Denver and the surrounding suburbs have spent the better part of this century becoming some of the most desirable places to live in the country. The influx of new residents has brought with it all manner of changes, but one that may not be immediately noticeable is how local cultural hotspots cater to this dynamic audience.
“Denver is a fresh, entrepreneurial and growing community, and I have found our audiences to embody these qualities,” said Heather Nielson, director of learning and engagement at the Denver Art Museum. “They expect high quality. They are courageous and adventurous, and welcome exhibition projects that are experimental and innovative. They want projects that reflect their communities.”
Denver’s museums are using technology, community outreach and innovative, multi-sensory approaches to draw in new audiences and increase repeat visits from residents. In the process, they’re changing the standard for what a “typical” museum exhibit can look like.
“To a certain extent, places like zoos and aquarium generally experience higher attendance. Art museums started looking at this and asked, ‘Why not us?’” said Dean Sobel, director of the Clyfford Still Museum. “Art museums are starting to have a lot of fun in coming up with new ways to set up an exhibit.”
One of the Clyfford Still Museum’s latest exhibits, “Still: Elemental,” exemplifies this burgeoning approach. It makes use of a relatively low-tech video projection, incorporates a sensory feature by encouraging visitors to smell actual dirt in the earth element portion, and uses noise-cancelling headphones in the last gallery.
“There’s something really interesting about closing out one of our senses, and how it heightens our other senses,” Sobel explained. “It becomes a deeper experience by making the last gallery a non-social experience.”
In recent years, the Denver Art Museum has been giving extra attention to the story of an exhibit. Rather than seeing exhibits as static spaces with general themes and organization, the aim of the museum is to give them a narrative arc, with elements of an introduction, characters or ideas visitors can connect with, and a conclusion, Nielson said.
“We spend a lot of time thinking about the entry points for visitors. For some that is through the artists’ perspective and voice, to show the power of creativity and unique approaches to art making,” she said. “Over the last several years, design has become important in our telling of each exhibition’s story. We have experimented with immersive audio and video elements on certain projects to transport our visitors to a different time and place.”
Much like the Denver Art Museum, with its Dior and Monet exhibits, the Denver Museum of Nature & Science has hosted some well-known exhibitions like the Dead Sea Scrolls and, currently, “The Science Behind Pixar.” It’s extremely important that a Denver touch is added to all these national exhibits, so community residents get a unique experience when they visit.

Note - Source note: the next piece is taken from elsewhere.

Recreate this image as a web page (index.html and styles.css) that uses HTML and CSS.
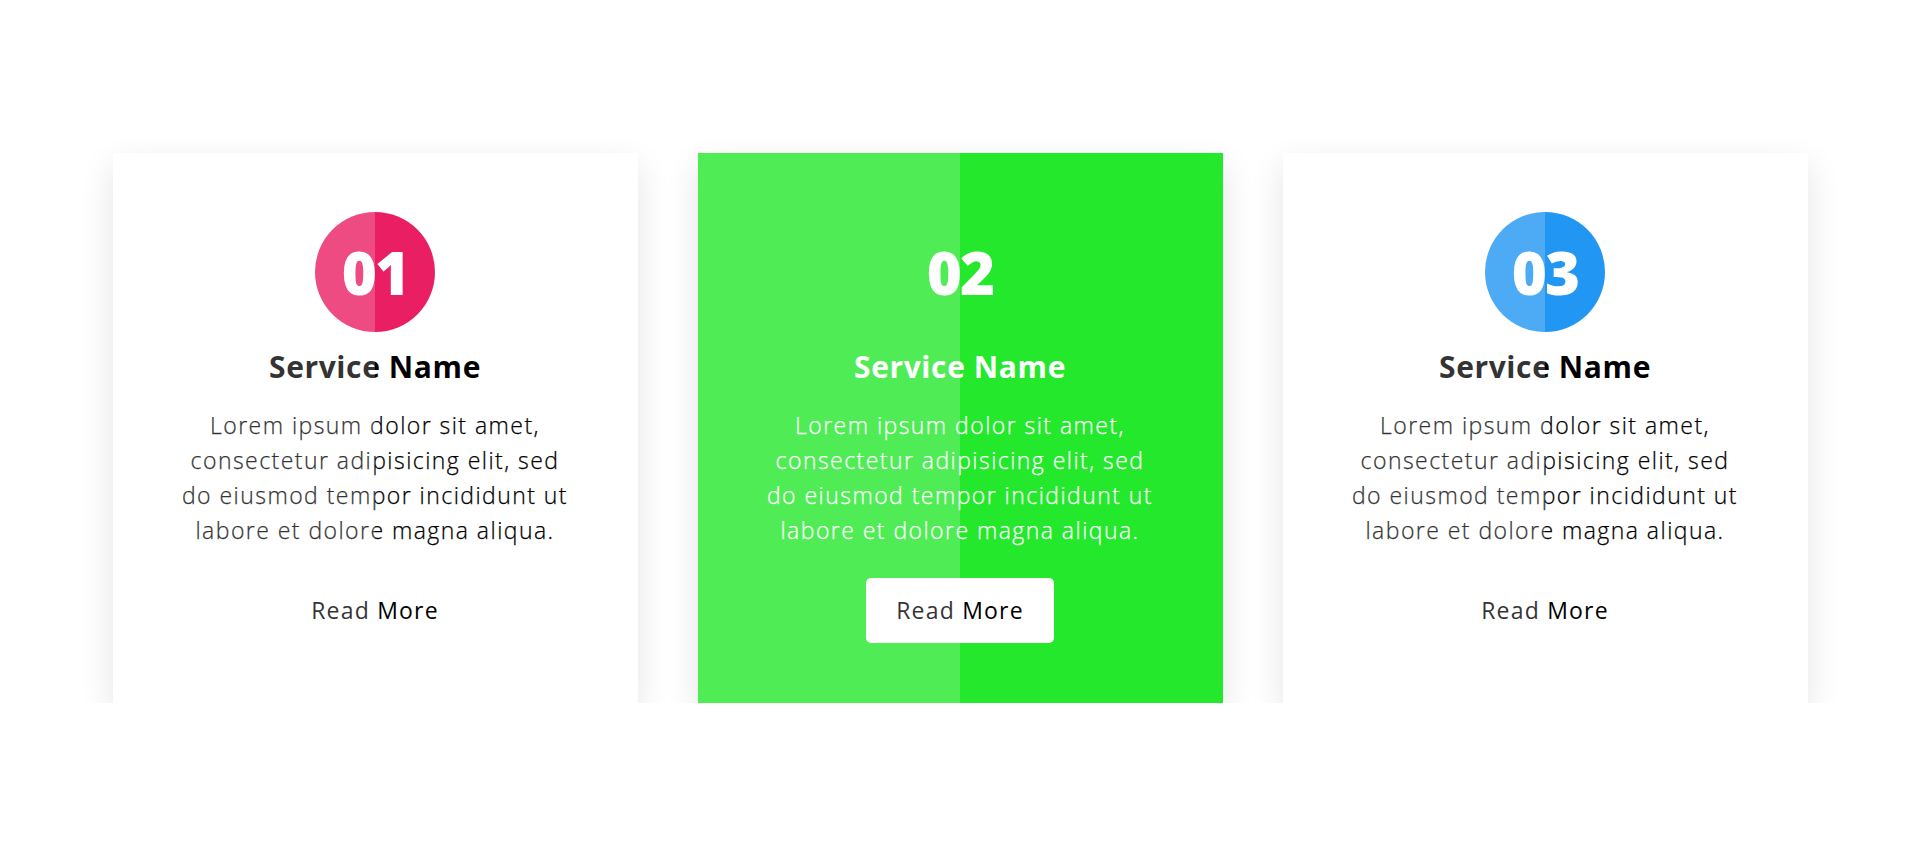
FILE: index.html
```html
<!DOCTYPE html>
<html lang="en">
<head>
<meta charset="utf-8">
<title>Services</title>
<link rel="stylesheet" href="styles.css">
</head>
<body>
<section class="services">
  <div class="card card-pink">
    <div class="num">01</div>
    <h3 class="title">Service Name</h3>
    <p class="text">Lorem ipsum dolor sit amet,<br>consectetur adipisicing elit, sed<br>do eiusmod tempor incididunt ut<br>labore et dolore magna aliqua.</p>
    <a class="more" href="#">Read More</a>
  </div>
  <div class="card card-green active">
    <div class="num">02</div>
    <h3 class="title">Service Name</h3>
    <p class="text">Lorem ipsum dolor sit amet,<br>consectetur adipisicing elit, sed<br>do eiusmod tempor incididunt ut<br>labore et dolore magna aliqua.</p>
    <a class="more" href="#">Read More</a>
  </div>
  <div class="card card-blue">
    <div class="num">03</div>
    <h3 class="title">Service Name</h3>
    <p class="text">Lorem ipsum dolor sit amet,<br>consectetur adipisicing elit, sed<br>do eiusmod tempor incididunt ut<br>labore et dolore magna aliqua.</p>
    <a class="more" href="#">Read More</a>
  </div>
</section>
</body>
</html>
```

FILE: styles.css
```css
* { box-sizing: border-box; }

html, body {
  margin: 0;
  padding: 0;
  background: #fff;
}

body {
  font-family: "Open Sans", "Noto Sans", sans-serif;
  color: #000;
}

.services {
  display: flex;
  justify-content: center;
  gap: 60px;
  padding-top: 153px;
}

.card {
  position: relative;
  width: 525px;
  height: 550px;
  padding: 59px 40px 60px;
  background: #fff;
  box-shadow: 0 12px 32px rgba(0, 0, 0, 0.11);
  display: flex;
  flex-direction: column;
  align-items: center;
  text-align: center;
}

.card::before {
  content: "";
  position: absolute;
  top: 0;
  left: 0;
  width: 50%;
  height: 100%;
  background: rgba(255, 255, 255, 0.2);
  z-index: 2;
  pointer-events: none;
}

.num {
  width: 120px;
  height: 120px;
  border-radius: 50%;
  display: flex;
  align-items: center;
  justify-content: center;
  color: #fff;
  font-size: 60px;
  font-weight: 800;
  letter-spacing: -2px;
  line-height: 1;
}

.card-pink .num { background: #e91e63; }
.card-blue .num { background: #2196f3; }
.card-green { background: #23e82b; }
.card-green .num { background: transparent; }

.title {
  margin: 15px 0 0;
  font-size: 30px;
  line-height: 40px;
  font-weight: 700;
  letter-spacing: 0.6px;
}

.text {
  margin: 21px 0 0;
  font-size: 23px;
  line-height: 35px;
  font-weight: 300;
  letter-spacing: 1.45px;
  white-space: nowrap;
  -webkit-text-stroke: 0.25px currentColor;
}

.active .title,
.active .text {
  color: #fff;
}

.more {
  margin-top: 30px;
  padding: 15px 30px;
  border-radius: 5px;
  font-size: 23px;
  line-height: 35px;
  font-weight: 400;
  letter-spacing: 1.2px;
  color: #000;
  text-decoration: none;
}

.active .more {
  background: #fff;
}
```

“For the Dead Sea Scrolls, we invited different faith leaders to come together to explore what meaning the scrolls might have for their faith,” said Jodi Schoemer, director of exhibits at the DMNS. “We’re using the magic of Pixar — and its tremendously fascinating use of STEAM subjects — as a glorious opportunity to talk with different educators and groups committed to STEAM. We want the exhibition to complement the work done in the community.”
Most museums are placing a lot of focus on multigenerational appeal, and especially with young people, technology and interactivity come into play. “The Science Behind Pixar” exhibit is brimming with computers and tablets, allowing visitors of all ages to play around with crucial elements of their favorite Pixar films — everything from lightning and scale to movement and texturing.
As the Denver area’s populations grows and diversifies, museums rely on feedback from guests to get a sense of what people are expecting and hoping for. This feedback is gathered through surveys, focus groups and community advisory committees, with the additional aim of advising in the marketing of the exhibition. Among the results of such feedback so far, many museums are offering increased bilingual exhibitions and programs.
All these efforts will increase in 2020 and beyond. Sanya Andersen-Vie, director of marketing and communications at the Clyfford Still Museum, said the museum is looking to host multi-sensory tours, which will incorporate scent, sound and touch. The Denver Art Museum is committed to providing young people a way to connect to art through games, interactive scavenger hunts and more. And the DMNS wants to try new things like having reenactors in exhibits and at speaking events, and hosting guided camping trips during the summer.
“The goal is to offer a selection of exhibits about which anybody in community will say, ‘That appeals to me. I can see myself there,’” Schoemer said. “We want people’s curiosity to be triggered and give them a chance to feel inspired.”